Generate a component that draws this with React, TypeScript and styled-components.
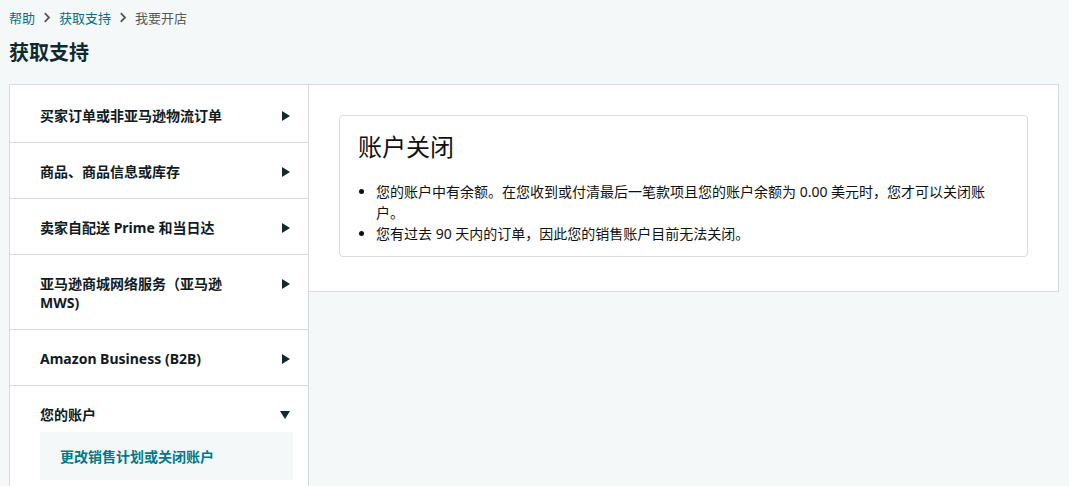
import styled, { createGlobalStyle } from "styled-components";

const GlobalStyle = createGlobalStyle`
  html, body {
    margin: 0;
    padding: 0;
    background: #f5f8f8;
    font-family: "Noto Sans", "Noto Sans CJK SC", sans-serif;
    color: #0f1111;
  }
`;

const Page = styled.div`
  padding: 0 10px 0 9px;
`;

const Crumbs = styled.div`
  display: flex;
  align-items: center;
  gap: 8px;
  height: 35px;
  font-size: 13px;
`;

const CrumbLink = styled.span<{ $current?: boolean }>`
  color: ${(p) => (p.$current ? "#565959" : "#007185")};
`;

const Title = styled.h1`
  margin: 0;
  height: 49px;
  line-height: 36px;
  font-size: 20px;
  font-weight: 700;
  color: #0f2a2f;
`;

const Layout = styled.div`
  display: flex;
  align-items: flex-start;
`;

const Nav = styled.div`
  width: 298px;
  flex-shrink: 0;
  background: #fff;
  border: 1px solid #d5dbdb;
  border-bottom: none;
  padding-top: 2px;
  min-height: 400px;
`;

const NavItem = styled.div`
  border-bottom: 1px solid #d5dbdb;
`;

const NavHead = styled.div<{ $open?: boolean }>`
  display: flex;
  align-items: flex-start;
  gap: 30px;
  padding: ${(p) => (p.$open ? "19px 18px 0 30px" : "19px 18px 17px 30px")};
`;

const NavText = styled.div`
  flex: 1;
  font-size: 14px;
  line-height: 19px;
  font-weight: 700;
  color: #0f1b1f;
`;

const Arrow = styled.svg<{ $down?: boolean }>`
  flex-shrink: 0;
  margin-top: ${(p) => (p.$down ? "6px" : "5px")};
`;

const SubBox = styled.div`
  margin: 8px 15px 0 30px;
  background: #f5f8f8;
  height: 48px;
  display: flex;
  align-items: center;
  padding-left: 20px;
  font-size: 14px;
  font-weight: 700;
  color: #00788a;
`;

const Panel = styled.div`
  flex: 1;
  background: #fff;
  border: 1px solid #d5dbdb;
  border-left: none;
  padding: 30px 30px 34px 30px;
`;

const Card = styled.div`
  border: 1px solid #d9dcdc;
  border-radius: 4px;
  padding: 15px 19px 12px 18px;
`;

const CardTitle = styled.h2`
  margin: 0;
  font-size: 24px;
  line-height: 32px;
  font-weight: 400;
  color: #0f1111;
`;

const List = styled.ul`
  margin: 18px 0 0 0;
  padding-left: 18px;
  font-size: 14px;
  line-height: 21px;
  color: #0f1111;
  padding-right: 10px;
`;

const Chevron = () => (
  <svg width="8" height="11" viewBox="0 0 8 11">
    <path d="M1.8 1.2 L6 5.5 L1.8 9.8" fill="none" stroke="#565959" strokeWidth="1.8" />
  </svg>
);

const RightTri = () => (
  <Arrow width="8" height="10" viewBox="0 0 8 10">
    <path d="M0 0 L8 5 L0 10 Z" fill="#0f2a2f" />
  </Arrow>
);

const DownTri = () => (
  <Arrow $down width="10" height="8" viewBox="0 0 10 8">
    <path d="M0 0 L10 0 L5 8 Z" fill="#0f2a2f" />
  </Arrow>
);

const items = [
  "买家订单或非亚马逊物流订单",
  "商品、商品信息或库存",
  "卖家自配送 Prime 和当日达",
  "亚马逊商城网络服务（亚马逊 MWS)",
  "Amazon Business (B2B)",
];

export default function App() {
  return (
    <>
      <GlobalStyle />
      <Page>
        <Crumbs>
          <CrumbLink>帮助</CrumbLink>
          <Chevron />
          <CrumbLink>获取支持</CrumbLink>
          <Chevron />
          <CrumbLink $current>我要开店</CrumbLink>
        </Crumbs>
        <Title>获取支持</Title>
        <Layout>
          <Nav>
            {items.map((t) => (
              <NavItem key={t}>
                <NavHead>
                  <NavText>{t}</NavText>
                  <RightTri />
                </NavHead>
              </NavItem>
            ))}
            <div>
              <NavHead $open>
                <NavText>您的账户</NavText>
                <DownTri />
              </NavHead>
              <SubBox>更改销售计划或关闭账户</SubBox>
            </div>
          </Nav>
          <Panel>
            <Card>
              <CardTitle>账户关闭</CardTitle>
              <List>
                <li>您的账户中有余额。在您收到或付清最后一笔款项且您的账户余额为 0.00 美元时，您才可以关闭账户。</li>
                <li>您有过去 90 天内的订单，因此您的销售账户目前无法关闭。</li>
              </List>
            </Card>
          </Panel>
        </Layout>
      </Page>
    </>
  );
}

----

● WORK TO COMPLETE
Except for the pictures, give all the material above again verbatim.

● ANSWER IN FULL
Generate a component that draws this with React, TypeScript and styled-components.
import styled, { createGlobalStyle } from "styled-components";

const GlobalStyle = createGlobalStyle`
  html, body {
    margin: 0;
    padding: 0;
    background: #f5f8f8;
    font-family: "Noto Sans", "Noto Sans CJK SC", sans-serif;
    color: #0f1111;
  }
`;

const Page = styled.div`
  padding: 0 10px 0 9px;
`;

const Crumbs = styled.div`
  display: flex;
  align-items: center;
  gap: 8px;
  height: 35px;
  font-size: 13px;
`;

const CrumbLink = styled.span<{ $current?: boolean }>`
  color: ${(p) => (p.$current ? "#565959" : "#007185")};
`;

const Title = styled.h1`
  margin: 0;
  height: 49px;
  line-height: 36px;
  font-size: 20px;
  font-weight: 700;
  color: #0f2a2f;
`;

const Layout = styled.div`
  display: flex;
  align-items: flex-start;
`;

const Nav = styled.div`
  width: 298px;
  flex-shrink: 0;
  background: #fff;
  border: 1px solid #d5dbdb;
  border-bottom: none;
  padding-top: 2px;
  min-height: 400px;
`;

const NavItem = styled.div`
  border-bottom: 1px solid #d5dbdb;
`;

const NavHead = styled.div<{ $open?: boolean }>`
  display: flex;
  align-items: flex-start;
  gap: 30px;
  padding: ${(p) => (p.$open ? "19px 18px 0 30px" : "19px 18px 17px 30px")};
`;

const NavText = styled.div`
  flex: 1;
  font-size: 14px;
  line-height: 19px;
  font-weight: 700;
  color: #0f1b1f;
`;

const Arrow = styled.svg<{ $down?: boolean }>`
  flex-shrink: 0;
  margin-top: ${(p) => (p.$down ? "6px" : "5px")};
`;

const SubBox = styled.div`
  margin: 8px 15px 0 30px;
  background: #f5f8f8;
  height: 48px;
  display: flex;
  align-items: center;
  padding-left: 20px;
  font-size: 14px;
  font-weight: 700;
  color: #00788a;
`;

const Panel = styled.div`
  flex: 1;
  background: #fff;
  border: 1px solid #d5dbdb;
  border-left: none;
  padding: 30px 30px 34px 30px;
`;

const Card = styled.div`
  border: 1px solid #d9dcdc;
  border-radius: 4px;
  padding: 15px 19px 12px 18px;
`;

const CardTitle = styled.h2`
  margin: 0;
  font-size: 24px;
  line-height: 32px;
  font-weight: 400;
  color: #0f1111;
`;

const List = styled.ul`
  margin: 18px 0 0 0;
  padding-left: 18px;
  font-size: 14px;
  line-height: 21px;
  color: #0f1111;
  padding-right: 10px;
`;

const Chevron = () => (
  <svg width="8" height="11" viewBox="0 0 8 11">
    <path d="M1.8 1.2 L6 5.5 L1.8 9.8" fill="none" stroke="#565959" strokeWidth="1.8" />
  </svg>
);

const RightTri = () => (
  <Arrow width="8" height="10" viewBox="0 0 8 10">
    <path d="M0 0 L8 5 L0 10 Z" fill="#0f2a2f" />
  </Arrow>
);

const DownTri = () => (
  <Arrow $down width="10" height="8" viewBox="0 0 10 8">
    <path d="M0 0 L10 0 L5 8 Z" fill="#0f2a2f" />
  </Arrow>
);

const items = [
  "买家订单或非亚马逊物流订单",
  "商品、商品信息或库存",
  "卖家自配送 Prime 和当日达",
  "亚马逊商城网络服务（亚马逊 MWS)",
  "Amazon Business (B2B)",
];

export default function App() {
  return (
    <>
      <GlobalStyle />
      <Page>
        <Crumbs>
          <CrumbLink>帮助</CrumbLink>
          <Chevron />
          <CrumbLink>获取支持</CrumbLink>
          <Chevron />
          <CrumbLink $current>我要开店</CrumbLink>
        </Crumbs>
        <Title>获取支持</Title>
        <Layout>
          <Nav>
            {items.map((t) => (
              <NavItem key={t}>
                <NavHead>
                  <NavText>{t}</NavText>
                  <RightTri />
                </NavHead>
              </NavItem>
            ))}
            <div>
              <NavHead $open>
                <NavText>您的账户</NavText>
                <DownTri />
              </NavHead>
              <SubBox>更改销售计划或关闭账户</SubBox>
            </div>
          </Nav>
          <Panel>
            <Card>
              <CardTitle>账户关闭</CardTitle>
              <List>
                <li>您的账户中有余额。在您收到或付清最后一笔款项且您的账户余额为 0.00 美元时，您才可以关闭账户。</li>
                <li>您有过去 90 天内的订单，因此您的销售账户目前无法关闭。</li>
              </List>
            </Card>
          </Panel>
        </Layout>
      </Page>
    </>
  );
}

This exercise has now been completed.